### BRIEF
Retype word for word the first line of the listing and each line after it up to the line with "const active = 1;", with the pictures taken out.
----------
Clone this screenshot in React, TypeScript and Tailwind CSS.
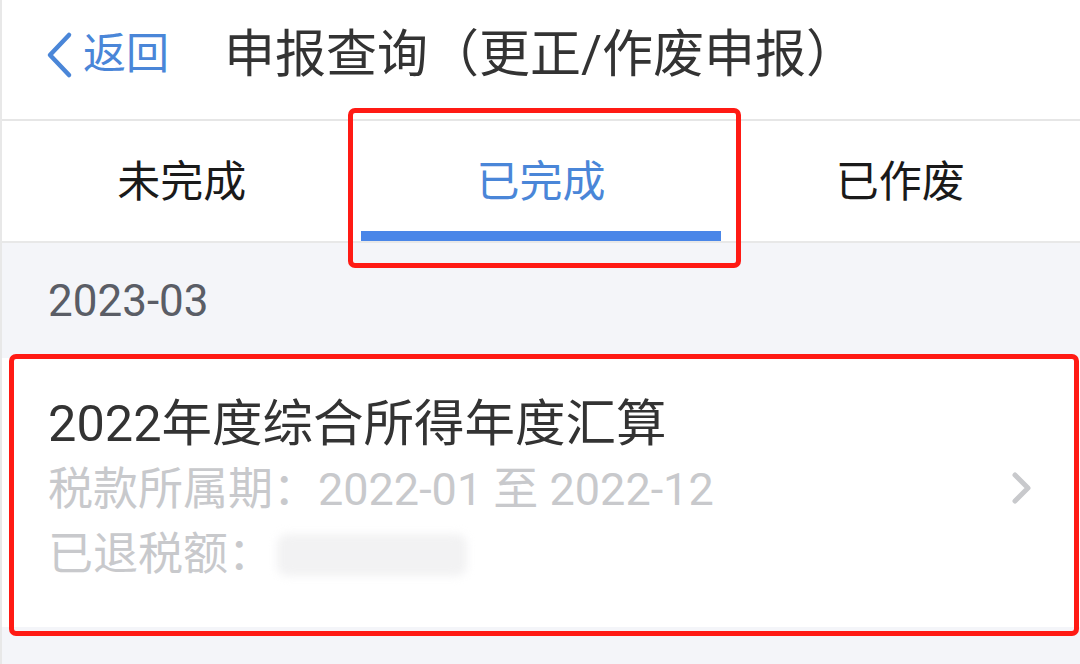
const tabs = ["未完成", "已完成", "已作废"];

export default function App() {
  const active = 1;

  return (
    <div
      className="relative w-[1080px] h-[664px] overflow-hidden bg-[#f4f5f9] border-l-2 border-[#e8e8e8]"
      style={{ fontFamily: "Roboto, 'Noto Sans CJK SC', sans-serif" }}
    >
      {/* header */}
      <div className="h-[121px] bg-white border-b-2 border-[#e6e6e6] flex items-center pb-[10px]">
        <div className="flex items-center pl-[42px] text-[#4a86d8]">
          <svg width="30" height="48" viewBox="0 0 30 48" fill="none">
            <path d="M25 4 L6 24 L25 44" stroke="currentColor" strokeWidth="4.5" strokeLinecap="round" strokeLinejoin="round" />
          </svg>
          <span className="ml-[9px] text-[43px] leading-none">返回</span>
        </div>
        <h1 className="ml-[55px] text-[51px] leading-none text-[#333333]">申报查询（更正/作废申报）</h1>
      </div>

      {/* tabs */}
      <div className="h-[122px] bg-white border-b-2 border-[#e8e8e8] flex">
        {tabs.map((t, i) => (
          <div key={t} className="flex-1 flex flex-col">
            <div
              className={
                "flex-1 flex items-center justify-center pt-[12px] text-[43px] leading-none " +
                (i === active ? "text-[#4a86d8]" : "text-[#1a1a1a]")
              }
            >
              {t}
            </div>
            <div className={"h-[10px] " + (i === active ? "bg-[#4a86e8]" : "bg-transparent")} />
          </div>
        ))}
      </div>

      {/* month */}
      <div className="h-[115px] px-[46px] flex items-center text-[44px] leading-none text-[#5a5d66]">2023-03</div>

      {/* record card */}
      <div className="h-[269px] bg-white flex items-center pl-[46px] pr-[46px] pt-[17px] pb-[23px]">
        <div className="flex-1">
          <div className="h-[65px] flex items-center text-[50.5px] leading-none text-[#333333]">2022年度综合所得年度汇算</div>
          <div className="h-[65px] flex items-center text-[45px] leading-none text-[#c8c9cc]">税款所属期：2022-01 至 2022-12</div>
          <div className="h-[65px] flex items-center text-[45px] leading-none text-[#c8c9cc]">
            已退税额：
            <div className="ml-[4px] w-[190px] h-[42px] rounded-[10px] bg-[#f2f2f3] blur-[4px]" />
          </div>
        </div>
        <svg className="mt-[-4px] text-[#c8c9cc]" width="24" height="34" viewBox="0 0 24 34" fill="none">
          <path d="M5 4 L18 17 L5 30" stroke="currentColor" strokeWidth="5" strokeLinecap="round" strokeLinejoin="round" />
        </svg>
      </div>

      {/* annotation boxes */}
      <div className="absolute left-[346px] top-[108px] w-[393px] h-[160px] border-[5px] border-[#ff1a14] rounded-[7px]" />
      <div className="absolute left-[7px] top-[354px] w-[1070px] h-[282px] border-[5px] border-[#ff1a14] rounded-[7px]" />
    </div>
  );
}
----------
### RESULT OF THIS EXERCISE
Clone this screenshot in React, TypeScript and Tailwind CSS.
const tabs = ["未完成", "已完成", "已作废"];

export default function App() {
  const active = 1;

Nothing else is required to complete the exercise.